The reality of it is that rather than a single fixed value, it means that 95% of individuals have as much as a 44% difference in the glucose. So that’s one area with the ADAG study. I think it’s potentially misleading, but in addition although it’s been the largest and best study done to date, it included only 700 individuals, of whom 300 of Type 1 diabetes, 300 Type 2, and a 100 healthy volunteers.

The vast majority were Caucasian, numbers and other ethnic groups were small, and there was nobody there with renal failure and/or pregnancy, or variant hemoglobins or the other important illnesses, which we know can affect HbA1c, and children were excluded.

In other words, there are a lot of patients with diabetes, for whom the ADAG equations simply may not be valid, because the study population was so restricted.

Bob Barrett:
Now, hemoglobin A1c is a difficult concept for some patients to understand, while estimated average glucose seems a little simpler to get. Surely a change in reporting may help patients to more easily understand the results.

Ian Young:
I think the idea that patients understand estimated average glucose more easily than HbA1c, is an attractive one when presented in those terms. I think the argument is that, patients monitor their glucose, and therefore are used to thinking about glucose values because they see them frequently on their glucometers.

Suddenly when a patient goes to a physician, and they check how their diabetes is controlled, suddenly seemingly out of nowhere comes this parameter HbA1c, which is one that seems foreign and strange and far away from patient’s everyday experience.

So, I do understand the attractiveness of being able to convert an HbA1c to something that reflects average glucose for patients, and that’s the argument, but again, I think there are problems when you begin to prove it.
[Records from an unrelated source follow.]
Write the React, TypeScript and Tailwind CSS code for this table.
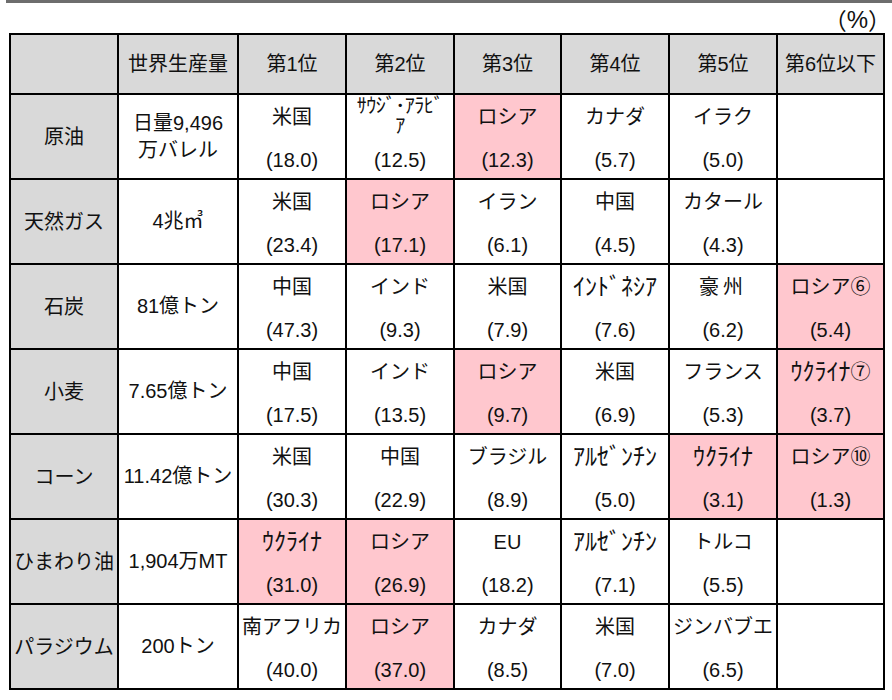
import React from "react";

type Cell = { name: string; val: string; pink?: boolean; half?: boolean; saudi?: boolean; wide?: boolean } | null;
type Row = { label: string; prod: string[]; cells: Cell[] };

const rows: Row[] = [
  {
    label: "原油",
    prod: ["日量9,496", "万バレル"],
    cells: [
      { name: "米国", val: "(18.0)" },
      { name: "ｻｳｼﾞ･ｱﾗﾋﾞ", val: "(12.5)", saudi: true },
      { name: "ロシア", val: "(12.3)", pink: true },
      { name: "カナダ", val: "(5.7)" },
      { name: "イラク", val: "(5.0)" },
      null,
    ],
  },
  {
    label: "天然ガス",
    prod: ["4兆㎥"],
    cells: [
      { name: "米国", val: "(23.4)" },
      { name: "ロシア", val: "(17.1)", pink: true },
      { name: "イラン", val: "(6.1)" },
      { name: "中国", val: "(4.5)" },
      { name: "カタール", val: "(4.3)" },
      null,
    ],
  },
  {
    label: "石炭",
    prod: ["81億トン"],
    cells: [
      { name: "中国", val: "(47.3)" },
      { name: "インド", val: "(9.3)" },
      { name: "米国", val: "(7.9)" },
      { name: "ｲﾝﾄﾞﾈｼｱ", val: "(7.6)", half: true },
      { name: "豪州", val: "(6.2)", wide: true },
      { name: "ロシア⑥", val: "(5.4)", pink: true },
    ],
  },
  {
    label: "小麦",
    prod: ["7.65億トン"],
    cells: [
      { name: "中国", val: "(17.5)" },
      { name: "インド", val: "(13.5)" },
      { name: "ロシア", val: "(9.7)", pink: true },
      { name: "米国", val: "(6.9)" },
      { name: "フランス", val: "(5.3)" },
      { name: "ｳｸﾗｲﾅ⑦", val: "(3.7)", pink: true, half: true },
    ],
  },
  {
    label: "コーン",
    prod: ["11.42億トン"],
    cells: [
      { name: "米国", val: "(30.3)" },
      { name: "中国", val: "(22.9)" },
      { name: "ブラジル", val: "(8.9)" },
      { name: "ｱﾙｾﾞﾝﾁﾝ", val: "(5.0)", half: true },
      { name: "ｳｸﾗｲﾅ", val: "(3.1)", pink: true, half: true },
      { name: "ロシア⑩", val: "(1.3)", pink: true },
    ],
  },
  {
    label: "ひまわり油",
    prod: ["1,904万MT"],
    cells: [
      { name: "ｳｸﾗｲﾅ", val: "(31.0)", pink: true, half: true },
      { name: "ロシア", val: "(26.9)", pink: true },
      { name: "EU", val: "(18.2)" },
      { name: "ｱﾙｾﾞﾝﾁﾝ", val: "(7.1)", half: true },
      { name: "トルコ", val: "(5.5)" },
      null,
    ],
  },
  {
    label: "パラジウム",
    prod: ["200トン"],
    cells: [
      { name: "南アフリカ", val: "(40.0)" },
      { name: "ロシア", val: "(37.0)", pink: true },
      { name: "カナダ", val: "(8.5)" },
      { name: "米国", val: "(7.0)" },
      { name: "ジンバブエ", val: "(6.5)" },
      null,
    ],
  },
];

const headers = ["", "世界生産量", "第1位", "第2位", "第3位", "第4位", "第5位", "第6位以下"];

function Name({ text, half }: { text: string; half?: boolean }) {
  if (!half) return <>{text}</>;
  const m = text.match(/^(.*?)([⑥⑦⑩]?)$/);
  const main = m ? m[1] : text;
  const circ = m ? m[2] : "";
  return (
    <>
      <span className="text-[24px]">{main}</span>
      {circ && <span>{circ}</span>}
    </>
  );
}

function DataCell({ c }: { c: Cell }) {
  if (!c) return <div className="bg-white" />;
  return (
    <div className={`flex flex-col overflow-hidden ${c.pink ? "bg-[#ffc7ce]" : "bg-white"}`}>
      {c.saudi ? (
        <div className="h-[44px] flex flex-col items-center pt-[1px]">
          <div className="text-center text-[20px] tracking-[-0.5px] leading-[20px] whitespace-nowrap">
            <div>{c.name}</div>
            <div>ｱ</div>
          </div>
        </div>
      ) : (
        <div
          className={`h-[44px] flex items-center justify-center whitespace-nowrap leading-[20px] ${
            c.wide ? "tracking-[4px]" : ""
          }`}
        >
          <Name text={c.name} half={c.half} />
        </div>
      )}
      <div className="pt-[11px] leading-[20px] text-center">{c.val}</div>
    </div>
  );
}

export default function App() {
  return (
    <div className="w-[892px] h-[700px] bg-white text-[#111] text-[20px] font-['Liberation_Sans','Noto_Sans_CJK_JP',sans-serif]">
      <div className="ml-[6px] h-[3px] bg-[#6d6d6d]" />
      <div className="h-[30px] flex justify-end items-center pr-[1px] pt-[4px] leading-[24px]">
        <span className="text-[23px] font-['Noto_Sans_CJK_JP',sans-serif]">（</span>
        <span className="text-[24px]">%</span>
        <span className="text-[23px] font-['Noto_Sans_CJK_JP',sans-serif]">）</span>
      </div>
      <div className="ml-[9px] w-fit grid grid-cols-[106px_118px_106px_106px_105px_106px_106px_105px] grid-rows-[58px_repeat(7,83px)] gap-[2px] p-[2px] bg-black">
        {headers.map((h, i) => (
          <div key={i} className="bg-[#d9d9d9] flex items-center justify-center whitespace-nowrap leading-[20px]">
            {h}
          </div>
        ))}
        {rows.map((r) => (
          <React.Fragment key={r.label}>
            <div className="bg-[#d9d9d9] flex items-center justify-center whitespace-nowrap leading-[20px]">
              {r.label}
            </div>
            <div className="bg-white flex flex-col items-center justify-center whitespace-nowrap leading-[27px]">
              {r.prod.map((p) => (
                <div key={p}>{p}</div>
              ))}
            </div>
            {r.cells.map((c, i) => (
              <DataCell key={i} c={c} />
            ))}
          </React.Fragment>
        ))}
      </div>
    </div>
  );
}
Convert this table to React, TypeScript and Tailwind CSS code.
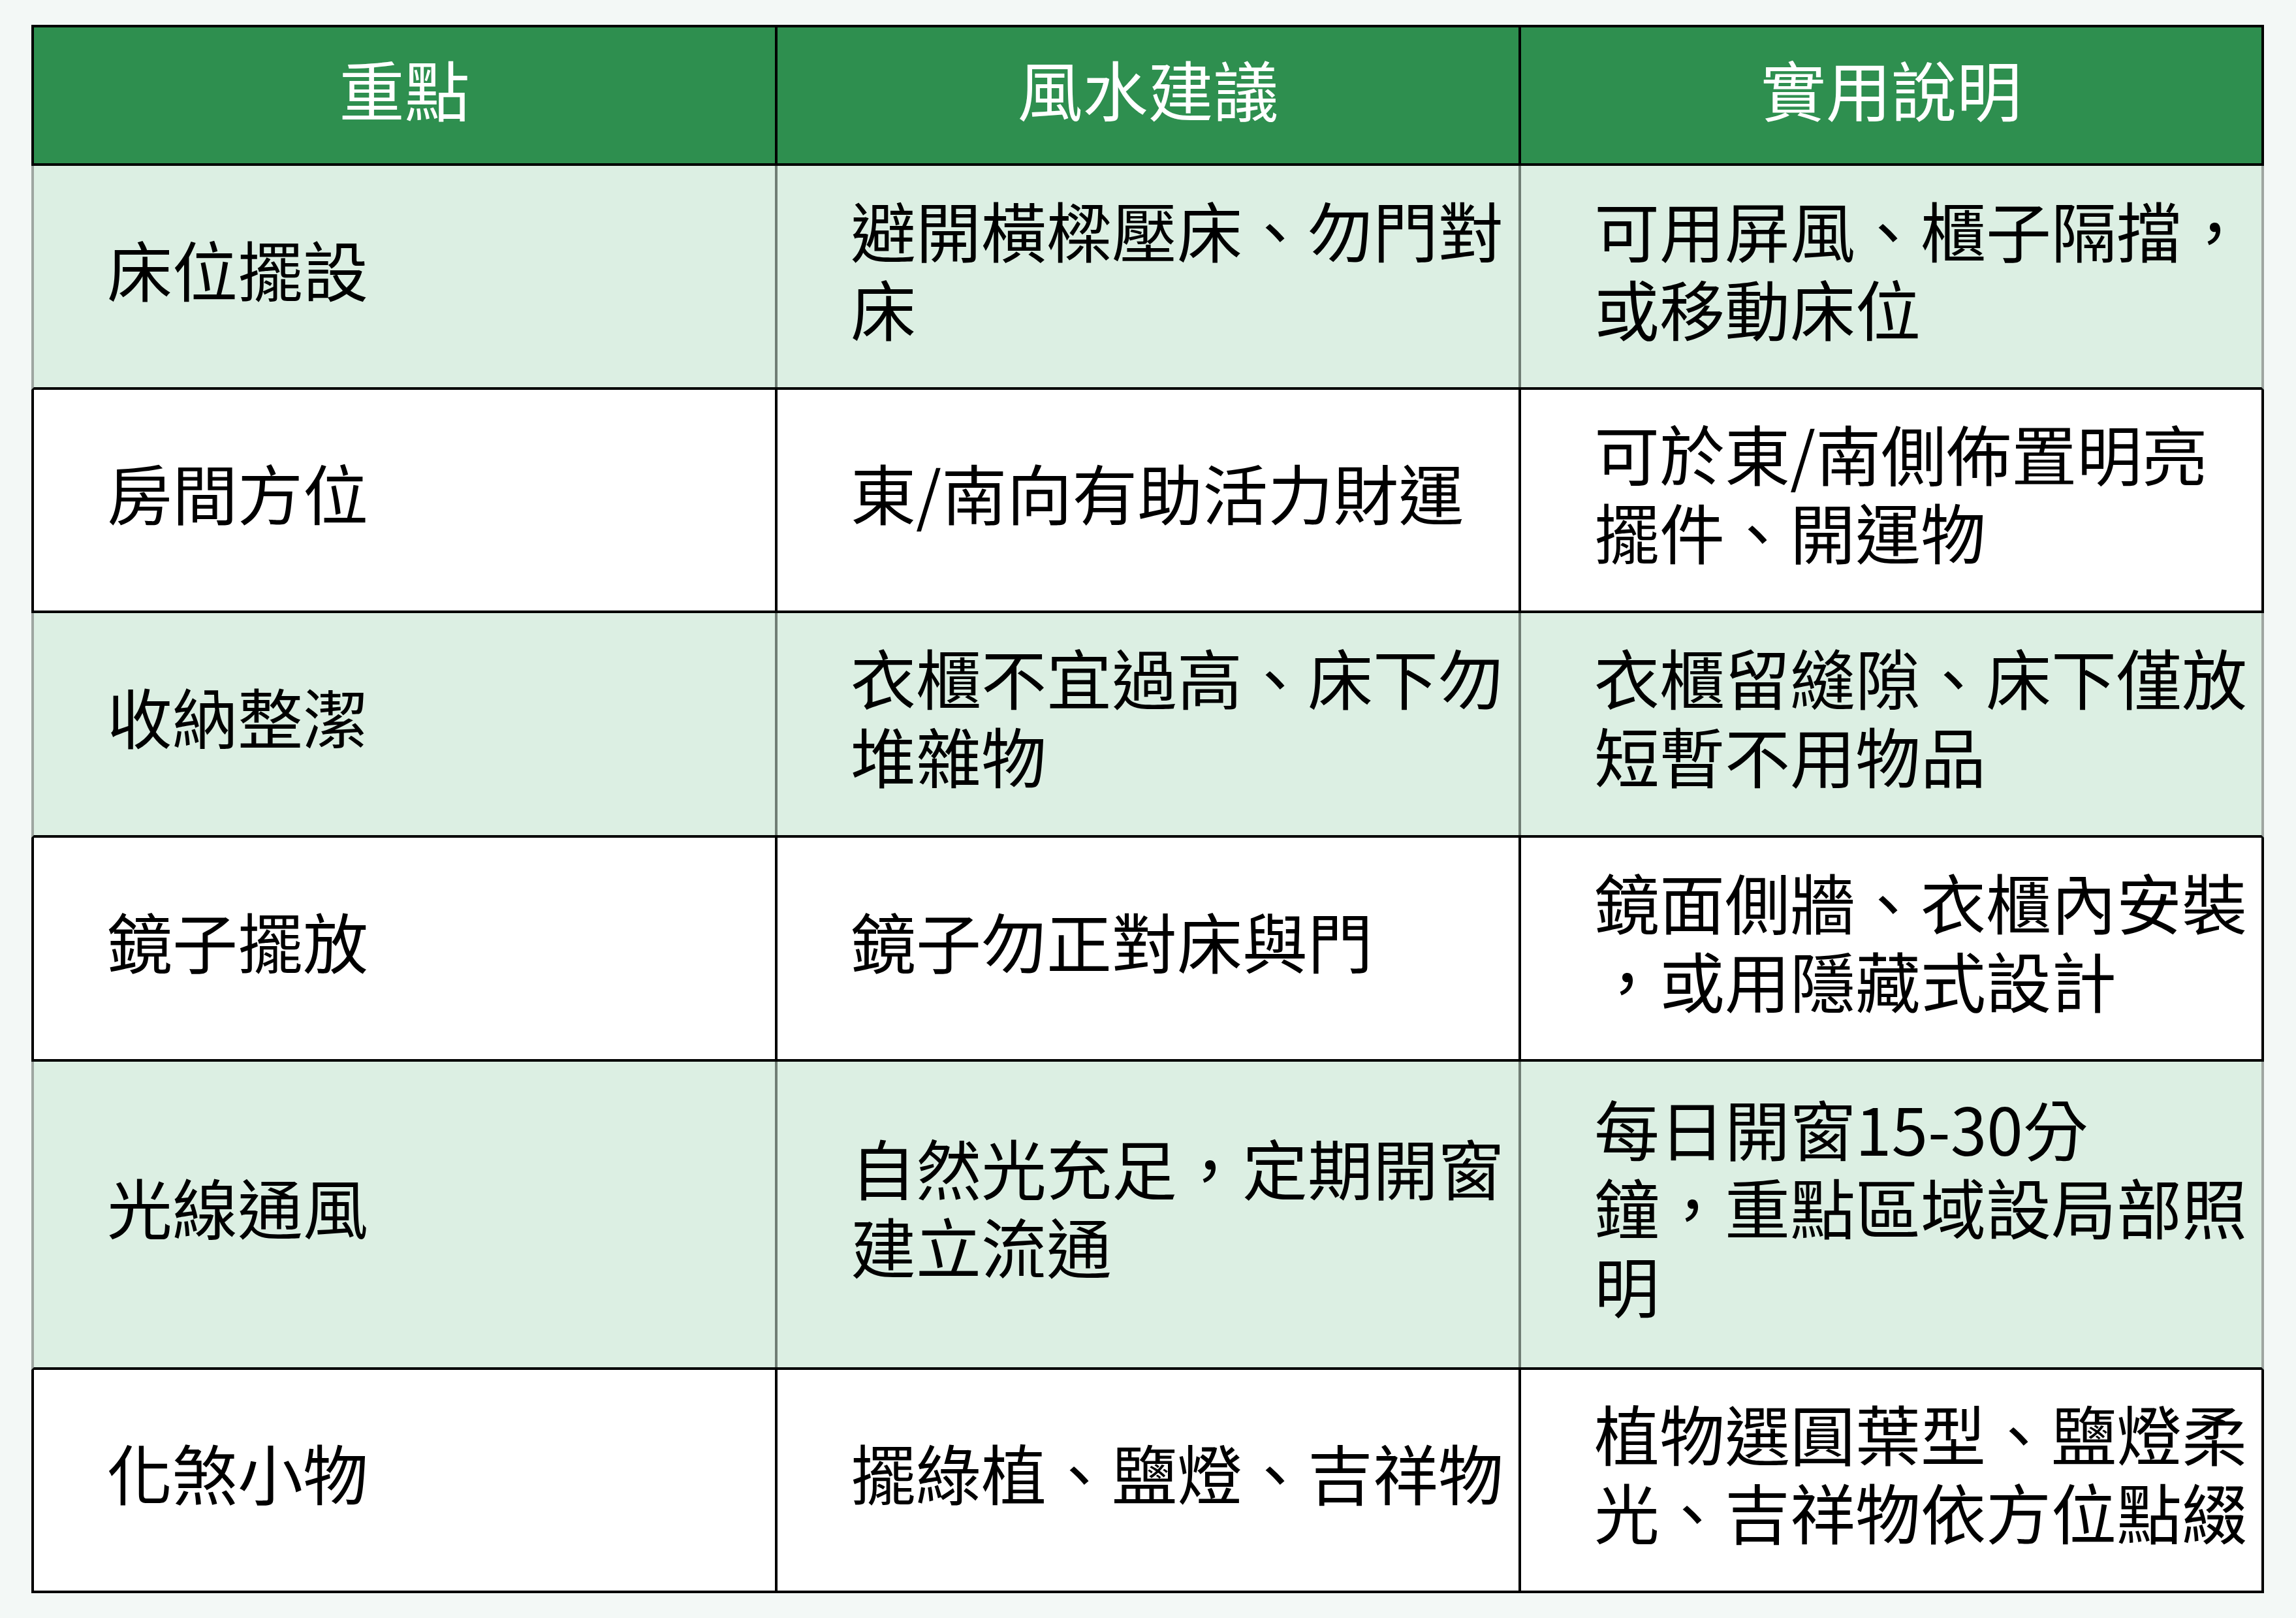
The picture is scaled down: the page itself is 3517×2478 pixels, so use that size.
import React from "react";

type Row = {
  h: string;
  green: boolean;
  cells: string[][];
};

const rows: Row[] = [
  {
    h: "h-[343px]",
    green: true,
    cells: [["床位擺設"], ["避開橫樑壓床、勿門對", "床"], ["可用屏風、櫃子隔擋，", "或移動床位"]],
  },
  {
    h: "h-[342px]",
    green: false,
    cells: [["房間方位"], ["東/南向有助活力財運"], ["可於東/南側佈置明亮", "擺件、開運物"]],
  },
  {
    h: "h-[344px]",
    green: true,
    cells: [["收納整潔"], ["衣櫃不宜過高、床下勿", "堆雜物"], ["衣櫃留縫隙、床下僅放", "短暫不用物品"]],
  },
  {
    h: "h-[343px]",
    green: false,
    cells: [["鏡子擺放"], ["鏡子勿正對床與門"], ["鏡面側牆、衣櫃內安裝", "，或用隱藏式設計"]],
  },
  {
    h: "h-[472px]",
    green: true,
    cells: [["光線通風"], ["自然光充足，定期開窗", "建立流通"], ["每日開窗15-30分", "鐘，重點區域設局部照", "明"]],
  },
  {
    h: "h-[342px]",
    green: false,
    cells: [["化煞小物"], ["擺綠植、鹽燈、吉祥物"], ["植物選圓葉型、鹽燈柔", "光、吉祥物依方位點綴"]],
  },
];

const headers = ["重點", "風水建議", "實用說明"];

export default function App() {
  return (
    <div
      className="w-[3517px] h-[2478px] bg-[#f3f8f6] pt-[38px] pl-[48px]"
      style={{ fontFamily: '"Noto Sans CJK TC", "Noto Sans", sans-serif' }}
    >
      <div className="w-[3420px] flex flex-col">
        {/* header */}
        <div className="h-[216px] bg-[#2e8f4f] border-4 border-black grid grid-cols-[1135px_1139px_1138px]">
          {headers.map((t, i) => (
            <div
              key={t}
              className={`flex items-center justify-center pb-[22px] text-white text-[100px] leading-[120px] ${
                i > 0 ? "border-l-4 border-black" : ""
              }`}
            >
              {t}
            </div>
          ))}
        </div>
        {rows.map((r, ri) => (
          <div
            key={ri}
            className={`${r.h} border-b-4 border-black border-x-4 grid grid-cols-[1135px_1139px_1138px] ${
              r.green ? "bg-[#dcefe3] border-x-[#9ea6a1]" : "bg-white border-x-black"
            }`}
          >
            {r.cells.map((lines, ci) => (
              <div
                key={ci}
                className={`flex items-center pl-[112px] pb-[26px] text-black text-[100px] leading-[120px] whitespace-nowrap ${
                  ci > 0 ? (r.green ? "border-l-4 border-[#6f7d74]" : "border-l-4 border-black") : ""
                }`}
              >
                <div>
                  {lines.map((l, li) => (
                    <div key={li}>{l}</div>
                  ))}
                </div>
              </div>
            ))}
          </div>
        ))}
      </div>
    </div>
  );
}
And firstly, I think there are many patients with diabetes who don’t in fact monitor their own glucose, particularly patients with Type 2 diabetes, and therefore average glucose is just as meaningless to them as HbA1c unless they say receive good education.

But possibly more of a problem than that is the fact that whenever a patient does measure their own glucose with their glucometer, many of their machines will report for them, the average glucose value for last 20 or so measurements that they have taken. So a patient can press a button on their glucometer and get an average glucose.

That average glucose that the patient gets is very different from the estimated average glucose, which would be produced through applying an equation to the HbA1c result. And a conversation with the patient which seeks to explain that the average glucose on the machine is not the same as the estimated average glucose, and to explain why there are differences between the two, that’s potentially very difficult in educational terms.

In fact, patients are going to notice that the average glucose from their machine is very different than the estimated average glucose from the laboratory and that may cause them to question why the difference exists and maybe even to think that the laboratory result is inaccurate and that there are problems in the laboratory.

So, I think estimated average glucose, while it is superficially attractive, is actually quite a difficult concept, and there has been at least one good randomized trial that you show them that what matters with patients, it’s not whether you talk about estimated average glucose or HbA1c, but the quality of the education, which is what the patient has been given and the help that’s been provided to enable them to understand the meaning of the result.

Bob Barrett:
Dr. David Sacks is an Associate Professor of Pathology at Harvard Medical School and the Medical Director of Clinical Chemistry at Brigham and Women's Hospital in Boston. Dr. Ian Young is Professor of Medicine and Director of the Center for Public Health at Queens University in Belfast. They have been our guests in this podcast from Clinical Chemistry. I am Bob Barrett. Thanks for listening.